Different outcomes when Scheduling Discovery vs running schedule On Demand

Steve Phayre · ‎07-17-2023

Hi all,

Utah instance (although only recently updated and was seeing similar behavior in Tokyo) doing IP based server discovery.

Recently, we setup a discovery schedule using new MID servers to scan a newly deployed environment (on-prem, mostly VMWare VMs & Cisco physical hardware). The schedule was set to run daily, and was scanning about 600 devices, and about 70% of the servers were being discovered as expected. The remaining 30% was successfully getting past Shazzam with open ports properly identified, but was failing on Classify (no credential was successful even though all 4 Windows creds available to the MID server were attempted and failed).

On doing some troubleshooting of the servers that failed, I attempted to scan each one using the "Discover Now" action, and for each of the once that failed every day on the scheduled version, they scanned completely successfully! So then I went into the Discovery Schedule, and ran the schedule from the UI action and if completed the scan, and successfully picked up the servers that had failed Classify on all of the scheduled attempts.

Has anyone seen this type of thing before? I'm pretty sure I had this happen years and years ago, but I'm not recalling what solved it last time.

I'm relatively sure that the recent upgrade isn't to blame, because the upgrade happened in the last few days and there were failed scheduled attempts both before and after the upgrade. And these servers (and IP addresses) had never been successfully discovered before, so there is no credential affinity records or anything like that. I thought it might be something to do with the behavior that is selected when you click on Discovery Now on the CI, but as I understand it, if you do "Discover Now" on the Discovery Schedule, it will use the behavior/functionality selected in the schedule in the same way that it runs when it's executing on the schedule.

Has anyone else seen failures in scheduled discoveries that work fine if you kick them off manually?

pratiksha5 · ‎07-17-2023

I have faced a similar issue and raised an HI ticket for the same. After a lot of debugging, we found that when we do discovery using schedule the devices were not responding. We checked the traffic between the mid-server and the target device. However if in the schedule I give an IP list (not range ) they respond. ServiceNow said it is due to latency in the network. Workaround would be to create a schedule with the IP address list. The only issue is you have to keep adding as and when a new IP comes into the picture. Many customers are facing a similar issue.

Steve Phayre · ‎07-17-2023

Thanks for the reply. I wondered if it was related to being only one IP at a time but it doesn't make sense that it would work on an IP list and not on a network range, and it works with the network range so long as the Discovery is kicked off manually.
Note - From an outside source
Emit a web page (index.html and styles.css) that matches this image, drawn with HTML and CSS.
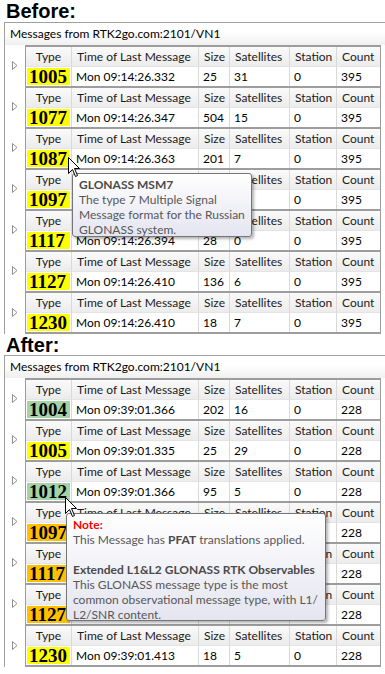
FILE: index.html
```html
<!DOCTYPE html>
<html lang="en">
<head>
    <meta charset="UTF-8">
    <meta name="viewport" content="width=device-width, initial-scale=1.0">
    <title>Messages</title>
    <link rel="stylesheet" href="styles.css">
</head>
<body>
    <h1 class="caption">Before:</h1>
    <section class="panel">
        <div class="panel-title">Messages from RTK2go.com:2101/VN1</div>
        <div class="msg">
            <div class="expander"><svg width="6" height="9" viewBox="0 0 6 9"><path d="M0.5 0.5 L5 4.5 L0.5 8.5 Z" fill="none" stroke="#8e8e8e"/></svg></div>
            <div class="grid">
                <div class="th type-h">Type</div><div class="th">Time of Last Message</div><div class="th">Size</div><div class="th">Satellites</div><div class="th">Station</div><div class="th last">Count</div>
                <div class="td type"><span class="num yellow">1005</span></div><div class="td">Mon 09:14:26.332</div><div class="td">25</div><div class="td">31</div><div class="td">0</div><div class="td last">395</div>
            </div>
        </div>
        <div class="msg">
            <div class="expander"><svg width="6" height="9" viewBox="0 0 6 9"><path d="M0.5 0.5 L5 4.5 L0.5 8.5 Z" fill="none" stroke="#8e8e8e"/></svg></div>
            <div class="grid">
                <div class="th type-h">Type</div><div class="th">Time of Last Message</div><div class="th">Size</div><div class="th">Satellites</div><div class="th">Station</div><div class="th last">Count</div>
                <div class="td type"><span class="num yellow">1077</span></div><div class="td">Mon 09:14:26.347</div><div class="td">504</div><div class="td">15</div><div class="td">0</div><div class="td last">395</div>
            </div>
        </div>
        <div class="msg">
            <div class="expander"><svg width="6" height="9" viewBox="0 0 6 9"><path d="M0.5 0.5 L5 4.5 L0.5 8.5 Z" fill="none" stroke="#8e8e8e"/></svg></div>
            <div class="grid">
                <div class="th type-h">Type</div><div class="th">Time of Last Message</div><div class="th">Size</div><div class="th">Satellites</div><div class="th">Station</div><div class="th last">Count</div>
                <div class="td type"><span class="num yellow">1087</span></div><div class="td">Mon 09:14:26.363</div><div class="td">201</div><div class="td">7</div><div class="td">0</div><div class="td last">395</div>
            </div>
        </div>
        <div class="msg">
            <div class="expander"><svg width="6" height="9" viewBox="0 0 6 9"><path d="M0.5 0.5 L5 4.5 L0.5 8.5 Z" fill="none" stroke="#8e8e8e"/></svg></div>
            <div class="grid">
                <div class="th type-h">Type</div><div class="th">Time of Last Message</div><div class="th">Size</div><div class="th">Satellites</div><div class="th">Station</div><div class="th last">Count</div>
                <div class="td type"><span class="num yellow">1097</span></div><div class="td">Mon 09:14:26.378</div><div class="td">160</div><div class="td">9</div><div class="td">0</div><div class="td last">395</div>
            </div>
        </div>
        <div class="msg">
            <div class="expander"><svg width="6" height="9" viewBox="0 0 6 9"><path d="M0.5 0.5 L5 4.5 L0.5 8.5 Z" fill="none" stroke="#8e8e8e"/></svg></div>
            <div class="grid">
                <div class="th type-h">Type</div><div class="th">Time of Last Message</div><div class="th">Size</div><div class="th">Satellites</div><div class="th">Station</div><div class="th last">Count</div>
                <div class="td type"><span class="num yellow">1117</span></div><div class="td">Mon 09:14:26.394</div><div class="td">28</div><div class="td">0</div><div class="td">0</div><div class="td last">395</div>
            </div>
        </div>
        <div class="msg">
            <div class="expander"><svg width="6" height="9" viewBox="0 0 6 9"><path d="M0.5 0.5 L5 4.5 L0.5 8.5 Z" fill="none" stroke="#8e8e8e"/></svg></div>
            <div class="grid">
                <div class="th type-h">Type</div><div class="th">Time of Last Message</div><div class="th">Size</div><div class="th">Satellites</div><div class="th">Station</div><div class="th last">Count</div>
                <div class="td type"><span class="num yellow">1127</span></div><div class="td">Mon 09:14:26.410</div><div class="td">136</div><div class="td">6</div><div class="td">0</div><div class="td last">395</div>
            </div>
        </div>
        <div class="msg end">
            <div class="expander"><svg width="6" height="9" viewBox="0 0 6 9"><path d="M0.5 0.5 L5 4.5 L0.5 8.5 Z" fill="none" stroke="#8e8e8e"/></svg></div>
            <div class="grid">
                <div class="th type-h">Type</div><div class="th">Time of Last Message</div><div class="th">Size</div><div class="th">Satellites</div><div class="th">Station</div><div class="th last">Count</div>
                <div class="td type"><span class="num yellow">1230</span></div><div class="td">Mon 09:14:26.410</div><div class="td">18</div><div class="td">7</div><div class="td">0</div><div class="td last">395</div>
            </div>
        </div>
    </section>

    <h1 class="caption after">After:</h1>
    <section class="panel">
        <div class="panel-title">Messages from RTK2go.com:2101/VN1</div>
        <div class="msg">
            <div class="expander"><svg width="6" height="9" viewBox="0 0 6 9"><path d="M0.5 0.5 L5 4.5 L0.5 8.5 Z" fill="none" stroke="#8e8e8e"/></svg></div>
            <div class="grid">
                <div class="th type-h">Type</div><div class="th">Time of Last Message</div><div class="th">Size</div><div class="th">Satellites</div><div class="th">Station</div><div class="th last">Count</div>
                <div class="td type"><span class="num green">1004</span></div><div class="td">Mon 09:39:01.366</div><div class="td">202</div><div class="td">16</div><div class="td">0</div><div class="td last">228</div>
            </div>
        </div>
        <div class="msg">
            <div class="expander"><svg width="6" height="9" viewBox="0 0 6 9"><path d="M0.5 0.5 L5 4.5 L0.5 8.5 Z" fill="none" stroke="#8e8e8e"/></svg></div>
            <div class="grid">
                <div class="th type-h">Type</div><div class="th">Time of Last Message</div><div class="th">Size</div><div class="th">Satellites</div><div class="th">Station</div><div class="th last">Count</div>
                <div class="td type"><span class="num yellow">1005</span></div><div class="td">Mon 09:39:01.335</div><div class="td">25</div><div class="td">29</div><div class="td">0</div><div class="td last">228</div>
            </div>
        </div>
        <div class="msg">
            <div class="expander"><svg width="6" height="9" viewBox="0 0 6 9"><path d="M0.5 0.5 L5 4.5 L0.5 8.5 Z" fill="none" stroke="#8e8e8e"/></svg></div>
            <div class="grid">
                <div class="th type-h">Type</div><div class="th">Time of Last Message</div><div class="th">Size</div><div class="th">Satellites</div><div class="th">Station</div><div class="th last">Count</div>
                <div class="td type"><span class="num green">1012</span></div><div class="td">Mon 09:39:01.366</div><div class="td">95</div><div class="td">5</div><div class="td">0</div><div class="td last">228</div>
            </div>
        </div>
        <div class="msg">
            <div class="expander"><svg width="6" height="9" viewBox="0 0 6 9"><path d="M0.5 0.5 L5 4.5 L0.5 8.5 Z" fill="none" stroke="#8e8e8e"/></svg></div>
            <div class="grid">
                <div class="th type-h">Type</div><div class="th">Time of Last Message</div><div class="th">Size</div><div class="th">Satellites</div><div class="th">Station</div><div class="th last">Count</div>
                <div class="td type"><span class="num orange">1097</span></div><div class="td">Mon 09:39:01.382</div><div class="td">160</div><div class="td">9</div><div class="td">0</div><div class="td last">228</div>
            </div>
        </div>
        <div class="msg">
            <div class="expander"><svg width="6" height="9" viewBox="0 0 6 9"><path d="M0.5 0.5 L5 4.5 L0.5 8.5 Z" fill="none" stroke="#8e8e8e"/></svg></div>
            <div class="grid">
                <div class="th type-h">Type</div><div class="th">Time of Last Message</div><div class="th">Size</div><div class="th">Satellites</div><div class="th">Station</div><div class="th last">Count</div>
                <div class="td type"><span class="num orange">1117</span></div><div class="td">Mon 09:39:01.397</div><div class="td">28</div><div class="td">0</div><div class="td">0</div><div class="td last">228</div>
            </div>
        </div>
        <div class="msg">
            <div class="expander"><svg width="6" height="9" viewBox="0 0 6 9"><path d="M0.5 0.5 L5 4.5 L0.5 8.5 Z" fill="none" stroke="#8e8e8e"/></svg></div>
            <div class="grid">
                <div class="th type-h">Type</div><div class="th">Time of Last Message</div><div class="th">Size</div><div class="th">Satellites</div><div class="th">Station</div><div class="th last">Count</div>
                <div class="td type"><span class="num orange">1127</span></div><div class="td">Mon 09:39:01.413</div><div class="td">136</div><div class="td">6</div><div class="td">0</div><div class="td last">228</div>
            </div>
        </div>
        <div class="msg end">
            <div class="expander"><svg width="6" height="9" viewBox="0 0 6 9"><path d="M0.5 0.5 L5 4.5 L0.5 8.5 Z" fill="none" stroke="#8e8e8e"/></svg></div>
            <div class="grid">
                <div class="th type-h">Type</div><div class="th">Time of Last Message</div><div class="th">Size</div><div class="th">Satellites</div><div class="th">Station</div><div class="th last">Count</div>
                <div class="td type"><span class="num yellow">1230</span></div><div class="td">Mon 09:39:01.413</div><div class="td">18</div><div class="td">5</div><div class="td">0</div><div class="td last">228</div>
            </div>
        </div>
    </section>

    <!-- tooltips over the grids -->
    <div class="tip tip-before">
        <b>GLONASS MSM7</b><br>
        The type 7 Multiple Signal<br>
        Message format for the Russian<br>
        GLONASS system.
    </div>
    <div class="tip tip-after">
        <b class="note">Note:</b><br>
        This Message has <b>PFAT</b> translations applied.<br>
        <br>
        <b>Extended L1&amp;L2 GLONASS RTK Observables</b><br>
        This GLONASS message type is the most<br>
        common observational message type, with L1/<br>
        L2/SNR content.
    </div>

    <svg class="cursor cursor-before" width="13" height="21" viewBox="0 0 13 21"><path d="M0.5 0.5 V16.5 L4.5 12.5 L7.5 19.5 L9.5 18.5 L6.5 11.5 H11.5 Z" fill="#fff" stroke="#000" stroke-linejoin="round"/></svg>
    <svg class="cursor cursor-after" width="13" height="21" viewBox="0 0 13 21"><path d="M0.5 0.5 V16.5 L4.5 12.5 L7.5 19.5 L9.5 18.5 L6.5 11.5 H11.5 Z" fill="#fff" stroke="#000" stroke-linejoin="round"/></svg>
</body>
</html>
```

FILE: styles.css
```css
body {
    margin: 0;
    width: 385px;
    height: 674px;
    overflow: hidden;
    position: relative;
    background: #fff;
    font-family: Lato, "Open Sans", sans-serif;
    font-size: 12px;
    color: #000;
}

.caption {
    margin: 0;
    height: 22px;
    padding-left: 6px;
    font: bold 20px/22px "Liberation Sans", Arial, sans-serif;
}
.caption.after {height: 21px;}

.panel {
    margin-left: 4px;
    border-left: 1px solid #a0a0a0;
    border-top: 1px solid #a0a0a0;
}
.panel-title {
    height: 22px;
    line-height: 22px;
    padding-left: 5px;
    background: linear-gradient(#fff 40%, #f0f0f0);
}

.msg {
    display: flex;
    height: 41px;
}
.msg.end {height: 43px;}
.expander {
    width: 20px;
    display: flex;
    align-items: center;
    justify-content: center;
}
.grid {
    display: grid;
    grid-template-columns: 46px 127px 31px 60px 47px 43px;
    grid-template-rows: 19px 20px;
    border: 1px solid #9d9d9d;
    border-top-width: 2px;
    border-bottom: none;
    align-self: flex-start;
}
.msg.end .grid {border-bottom: 2px solid #9d9d9d;}

.th, .td {
    border-right: 1px solid #d9d9d9;
    white-space: nowrap;
    overflow: hidden;
}
.th.last, .td.last {border-right: none;}
.th {
    background: linear-gradient(#fafafa, #ececec);
    line-height: 19px;
    padding-left: 5px;
    color: #1b1b1b;
}
.th.type-h {text-align: center; padding-left: 0;}
.td {
    padding-left: 4px;
    border-top: 1px solid #e4e4e4;
    line-height: 19px;
}
.td.type {padding: 1px;}
.num {
    display: block;
    height: 17px;
    font: bold 19px/17px "Liberation Serif", "Times New Roman", serif;
    padding-left: 2px;
}
.yellow {background: #ffff00;}
.green {background: #a4d3a8;}
.orange {background: #ffc000;}

.tip {
    position: absolute;
    box-sizing: border-box;
    padding: 3px 6px;
    border: 1px solid #767676;
    border-radius: 3px;
    background: linear-gradient(#ffffff, #e4e5f0);
    box-shadow: 2px 2px 3px rgba(0, 0, 0, 0.3);
    color: #575757;
    font-size: 12px;
    line-height: 15px;
    white-space: nowrap;
}
.tip b {color: #4a4a4a;}
.tip b.note {color: #ff0000;}
.tip-before {left: 72px; top: 173px; width: 180px; height: 64px;}
.tip-after {left: 66px; top: 513px; width: 260px; height: 108px;}

.cursor {position: absolute;}
.cursor-before {left: 68px; top: 157px;}
.cursor-after {left: 65px; top: 497px;}
```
I'm going to test out a few more config and will report back here.

orons · ‎07-18-2023

Hey!

I believe the best way to prove these things is by running Wireshark or a similar app on the MID as mentioned above

Another thing that I feel is important to notice is that people configure schedules with ranges that contain multiple IPs for the same device, so the device is being hit multiple times in parallel [at least with shazzam and classify..the rest is depending on what should run] which can potentially cause slowness on its side and in that case, most organizations have something called management network(s)\segment(s) or out of band management, which can be used for Discovery purposes [with the approval of the network team of the org of course]

Another thing is that most times the traffic to the device is going through a firewall of some sort that may also block traffic or actually respond on behalf of devices [again...very very simplified summary of things I saw over the years] which has it own implications

Steve Phayre · ‎07-18-2023

Thanks for the input. Basically the Discovery Schedule behaves differently when I run the whole Discovery Schedule on demand, than when it is simply scheduled. I moved the timing around etc but it still failed on 30% of the schedule, then I ran it around the same time, but this time went to the Discovery Schedule and hit Discover Now, and it was far more successful. I was able to repeat this a number of times.

In the end if might just be just coincidental but I remember experiencing something similar many years ago.